By the time we reached the final layout, every major decision had been pressure tested in real context.
Craft Notes, Where The Pixel Work Shows Up
Some details that matter here:
Information density in the hero card
Enough rows and columns to feel like a real product snapshot, without collapsing into a tiny spreadsheet.
Shared radius language
Cards, pills, and the central “N” badge all derive from a small set of radius values. This keeps the page calm instead of noisy.
Logo handling as a trust pattern
Customer and investor strips use consistent spacing and tinting so large logos feel integrated, not slapped on top of the design.
Vertical rhythm and gradient stops
Section padding and background transitions are tuned so the scroll feels continuous. No harsh breaks where colors or shadows collide.
Dev-ready components
In Figma, everything is built as components and style tokens with clear naming and constraints. The handoff to engineers is straightforward and preserves the craft from the design file.
Craft Notes, Where The Pixel Work Shows Up
Some details that matter here:
Information density in the hero card
Enough rows and columns to feel like a real product snapshot, without collapsing into a tiny spreadsheet.
Shared radius language
Cards, pills, and the central “N” badge all derive from a small set of radius values. This keeps the page calm instead of noisy.
Logo handling as a trust pattern
Customer and investor strips use consistent spacing and tinting so large logos feel integrated, not slapped on top of the design.
Vertical rhythm and gradient stops
Section padding and background transitions are tuned so the scroll feels continuous. No harsh breaks where colors or shadows collide.
Dev-ready components
In Figma, everything is built as components and style tokens with clear naming and constraints. The handoff to engineers is straightforward and preserves the craft from the design file.
This project is a good example of how I lead at multiple levels. I am comfortable partnering with founders on narrative and positioning, and I still care deeply about three-pixel nudges that change how trustworthy a product feels.
Impact
The redesigned homepage is in phased rollout. Early signals:
Prospective customers understand what Neo.Tax does much faster.

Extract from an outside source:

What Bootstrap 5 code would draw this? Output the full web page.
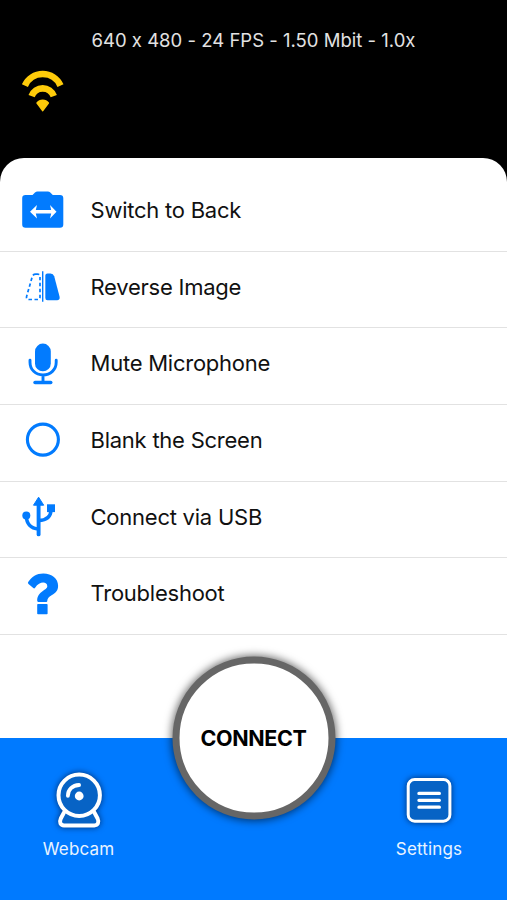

Sales and founder conversations now start from the hero and product visuals instead of a long explanation.
The brand makes a stronger first impression on partners, investors, and enterprise buyers while staying distinct from generic fintech.
The same system now extends into blog and knowledge content so R&D credit and ASC 350-40 articles feel connected to one coherent product story.

What This Project Says About My Design Leadership
This work sits at the intersection of design leadership, AI literacy, and craft.
I helped a founder sharpen the story and positioning of a complex AI product in a conservative domain.
I translated that story into a homepage that balances conversion goals with the scrutiny of finance and engineering leaders.
I personally owned the visual system, motion approach, and pixel-level decisions that make the experience feel trustworthy and premium.
I lead large design teams in my day job, and projects like Neo.Tax are how I keep my hands in the work, practicing the craft that my leadership is built on.